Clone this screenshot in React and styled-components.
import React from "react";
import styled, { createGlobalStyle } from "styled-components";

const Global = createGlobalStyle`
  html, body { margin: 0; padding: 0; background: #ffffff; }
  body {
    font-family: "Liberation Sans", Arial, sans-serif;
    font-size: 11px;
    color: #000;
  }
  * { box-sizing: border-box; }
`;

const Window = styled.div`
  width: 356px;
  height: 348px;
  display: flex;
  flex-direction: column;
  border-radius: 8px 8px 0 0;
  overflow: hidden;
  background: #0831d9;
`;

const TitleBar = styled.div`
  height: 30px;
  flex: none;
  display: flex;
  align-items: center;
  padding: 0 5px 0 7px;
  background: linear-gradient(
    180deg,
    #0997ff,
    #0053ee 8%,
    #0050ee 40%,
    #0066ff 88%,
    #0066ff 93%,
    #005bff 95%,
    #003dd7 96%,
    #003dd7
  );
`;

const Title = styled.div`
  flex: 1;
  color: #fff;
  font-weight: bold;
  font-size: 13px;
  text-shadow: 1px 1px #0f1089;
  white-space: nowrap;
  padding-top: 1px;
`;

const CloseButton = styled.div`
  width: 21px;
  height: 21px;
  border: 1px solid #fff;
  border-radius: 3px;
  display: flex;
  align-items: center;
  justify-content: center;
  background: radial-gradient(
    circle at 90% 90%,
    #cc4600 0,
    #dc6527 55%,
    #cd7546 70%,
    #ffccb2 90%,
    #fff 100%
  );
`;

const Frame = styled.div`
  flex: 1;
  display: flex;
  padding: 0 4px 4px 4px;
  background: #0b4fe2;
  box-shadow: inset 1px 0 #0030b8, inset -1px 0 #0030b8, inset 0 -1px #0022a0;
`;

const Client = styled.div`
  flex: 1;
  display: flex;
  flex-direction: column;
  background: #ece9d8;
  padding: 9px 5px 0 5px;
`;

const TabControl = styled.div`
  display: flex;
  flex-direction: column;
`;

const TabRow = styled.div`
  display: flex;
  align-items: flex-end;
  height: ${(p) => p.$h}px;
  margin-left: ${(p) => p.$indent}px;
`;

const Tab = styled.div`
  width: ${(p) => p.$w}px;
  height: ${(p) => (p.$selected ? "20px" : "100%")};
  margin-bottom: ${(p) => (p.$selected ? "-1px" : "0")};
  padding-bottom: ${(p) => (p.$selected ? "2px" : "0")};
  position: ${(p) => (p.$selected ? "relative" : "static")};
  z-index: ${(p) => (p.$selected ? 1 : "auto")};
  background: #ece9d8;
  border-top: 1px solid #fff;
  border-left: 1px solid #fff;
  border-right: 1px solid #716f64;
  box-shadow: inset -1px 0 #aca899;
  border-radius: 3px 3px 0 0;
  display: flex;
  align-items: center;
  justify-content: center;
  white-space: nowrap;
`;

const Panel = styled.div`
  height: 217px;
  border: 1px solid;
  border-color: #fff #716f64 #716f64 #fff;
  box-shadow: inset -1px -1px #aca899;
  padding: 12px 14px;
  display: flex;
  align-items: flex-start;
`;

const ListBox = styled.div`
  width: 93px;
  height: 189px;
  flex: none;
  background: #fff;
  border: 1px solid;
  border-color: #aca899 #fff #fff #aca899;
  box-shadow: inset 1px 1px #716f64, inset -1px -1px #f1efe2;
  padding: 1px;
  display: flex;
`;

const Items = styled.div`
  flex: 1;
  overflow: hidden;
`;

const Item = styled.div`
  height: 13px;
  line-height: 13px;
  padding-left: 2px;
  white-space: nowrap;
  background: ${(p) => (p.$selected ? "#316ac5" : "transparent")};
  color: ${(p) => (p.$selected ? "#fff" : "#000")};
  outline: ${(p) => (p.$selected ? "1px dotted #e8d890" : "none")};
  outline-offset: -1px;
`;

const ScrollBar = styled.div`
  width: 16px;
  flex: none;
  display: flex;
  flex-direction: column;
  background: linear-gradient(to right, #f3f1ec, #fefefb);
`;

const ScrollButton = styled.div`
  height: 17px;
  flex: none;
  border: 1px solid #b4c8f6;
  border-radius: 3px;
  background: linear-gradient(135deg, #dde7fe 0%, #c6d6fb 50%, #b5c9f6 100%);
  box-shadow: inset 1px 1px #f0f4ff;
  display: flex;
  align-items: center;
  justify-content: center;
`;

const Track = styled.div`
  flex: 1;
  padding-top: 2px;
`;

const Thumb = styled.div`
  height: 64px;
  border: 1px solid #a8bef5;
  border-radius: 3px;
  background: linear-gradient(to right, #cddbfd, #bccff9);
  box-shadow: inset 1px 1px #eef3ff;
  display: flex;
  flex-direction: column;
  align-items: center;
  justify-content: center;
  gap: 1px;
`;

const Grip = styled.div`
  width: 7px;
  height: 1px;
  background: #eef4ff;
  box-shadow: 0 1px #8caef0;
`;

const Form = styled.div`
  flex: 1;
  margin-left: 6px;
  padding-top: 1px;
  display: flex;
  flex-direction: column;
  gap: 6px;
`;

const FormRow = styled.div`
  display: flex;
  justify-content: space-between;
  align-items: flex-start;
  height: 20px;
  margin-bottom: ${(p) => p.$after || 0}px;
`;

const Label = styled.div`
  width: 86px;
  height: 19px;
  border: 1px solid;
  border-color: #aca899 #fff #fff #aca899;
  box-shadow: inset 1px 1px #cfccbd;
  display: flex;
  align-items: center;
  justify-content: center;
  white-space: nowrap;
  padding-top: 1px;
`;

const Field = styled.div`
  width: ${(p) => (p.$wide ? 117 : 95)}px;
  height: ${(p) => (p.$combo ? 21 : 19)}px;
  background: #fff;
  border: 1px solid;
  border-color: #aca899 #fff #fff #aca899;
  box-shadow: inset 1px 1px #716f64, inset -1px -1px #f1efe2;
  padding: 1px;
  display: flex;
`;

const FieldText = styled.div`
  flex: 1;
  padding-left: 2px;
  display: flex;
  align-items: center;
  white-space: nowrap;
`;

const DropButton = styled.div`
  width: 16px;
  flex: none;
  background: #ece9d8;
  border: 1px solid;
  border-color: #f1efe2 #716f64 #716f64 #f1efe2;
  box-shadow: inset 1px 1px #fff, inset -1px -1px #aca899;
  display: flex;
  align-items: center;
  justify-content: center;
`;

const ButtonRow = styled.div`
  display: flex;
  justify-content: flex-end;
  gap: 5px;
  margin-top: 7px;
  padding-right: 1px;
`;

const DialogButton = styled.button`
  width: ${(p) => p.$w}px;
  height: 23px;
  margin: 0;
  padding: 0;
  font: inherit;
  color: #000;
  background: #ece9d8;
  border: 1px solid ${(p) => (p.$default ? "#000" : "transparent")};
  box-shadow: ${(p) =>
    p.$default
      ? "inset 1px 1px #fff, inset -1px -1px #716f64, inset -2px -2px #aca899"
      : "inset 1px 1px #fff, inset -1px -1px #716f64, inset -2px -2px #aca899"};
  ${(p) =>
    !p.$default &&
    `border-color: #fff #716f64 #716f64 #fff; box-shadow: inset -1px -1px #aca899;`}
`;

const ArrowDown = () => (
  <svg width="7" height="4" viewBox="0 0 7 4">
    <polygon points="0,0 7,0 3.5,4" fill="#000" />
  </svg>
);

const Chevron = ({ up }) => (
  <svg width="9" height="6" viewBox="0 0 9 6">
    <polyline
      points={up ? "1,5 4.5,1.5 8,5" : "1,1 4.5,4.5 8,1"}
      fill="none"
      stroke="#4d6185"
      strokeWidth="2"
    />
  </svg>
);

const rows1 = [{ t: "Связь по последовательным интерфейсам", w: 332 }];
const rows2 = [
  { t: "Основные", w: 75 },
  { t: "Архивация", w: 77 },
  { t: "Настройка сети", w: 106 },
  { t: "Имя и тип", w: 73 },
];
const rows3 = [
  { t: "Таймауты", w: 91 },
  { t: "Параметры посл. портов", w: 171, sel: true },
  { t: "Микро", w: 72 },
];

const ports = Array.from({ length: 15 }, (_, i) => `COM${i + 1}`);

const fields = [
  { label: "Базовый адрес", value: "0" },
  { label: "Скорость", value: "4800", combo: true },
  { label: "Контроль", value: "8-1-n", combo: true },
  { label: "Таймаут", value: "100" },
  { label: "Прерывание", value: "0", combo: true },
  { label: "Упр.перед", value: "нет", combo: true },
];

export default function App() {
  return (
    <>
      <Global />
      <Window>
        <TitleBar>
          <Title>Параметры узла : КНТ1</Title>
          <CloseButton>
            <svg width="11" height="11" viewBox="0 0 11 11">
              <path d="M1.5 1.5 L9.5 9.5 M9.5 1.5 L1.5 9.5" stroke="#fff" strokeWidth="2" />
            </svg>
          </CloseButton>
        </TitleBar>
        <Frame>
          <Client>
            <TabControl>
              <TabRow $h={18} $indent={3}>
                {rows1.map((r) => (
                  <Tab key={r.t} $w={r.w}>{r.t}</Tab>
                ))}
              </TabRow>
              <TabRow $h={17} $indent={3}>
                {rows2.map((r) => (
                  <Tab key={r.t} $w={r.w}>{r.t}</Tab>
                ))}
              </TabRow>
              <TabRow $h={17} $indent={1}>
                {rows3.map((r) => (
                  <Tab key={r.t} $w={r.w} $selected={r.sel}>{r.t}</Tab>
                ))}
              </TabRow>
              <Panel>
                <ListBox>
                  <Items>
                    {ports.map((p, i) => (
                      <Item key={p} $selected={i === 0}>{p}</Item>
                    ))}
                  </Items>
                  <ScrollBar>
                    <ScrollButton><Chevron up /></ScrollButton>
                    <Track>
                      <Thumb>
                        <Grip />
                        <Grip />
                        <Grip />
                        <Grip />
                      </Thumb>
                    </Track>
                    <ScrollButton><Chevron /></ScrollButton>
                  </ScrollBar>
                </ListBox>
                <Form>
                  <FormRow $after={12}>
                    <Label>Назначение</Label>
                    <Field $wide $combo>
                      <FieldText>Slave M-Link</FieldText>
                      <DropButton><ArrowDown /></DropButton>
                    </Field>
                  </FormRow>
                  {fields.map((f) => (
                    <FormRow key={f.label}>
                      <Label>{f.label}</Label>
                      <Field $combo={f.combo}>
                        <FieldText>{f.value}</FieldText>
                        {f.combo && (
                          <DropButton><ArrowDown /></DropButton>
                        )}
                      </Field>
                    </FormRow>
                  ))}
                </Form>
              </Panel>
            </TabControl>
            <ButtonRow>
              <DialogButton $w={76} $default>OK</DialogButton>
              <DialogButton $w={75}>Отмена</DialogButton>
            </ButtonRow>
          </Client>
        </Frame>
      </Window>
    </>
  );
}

+++++

**Written instruction**. Copy each line of the listing in which the word "components" can be found.

**Solution**.
Clone this screenshot in React and styled-components.
import styled, { createGlobalStyle } from "styled-components";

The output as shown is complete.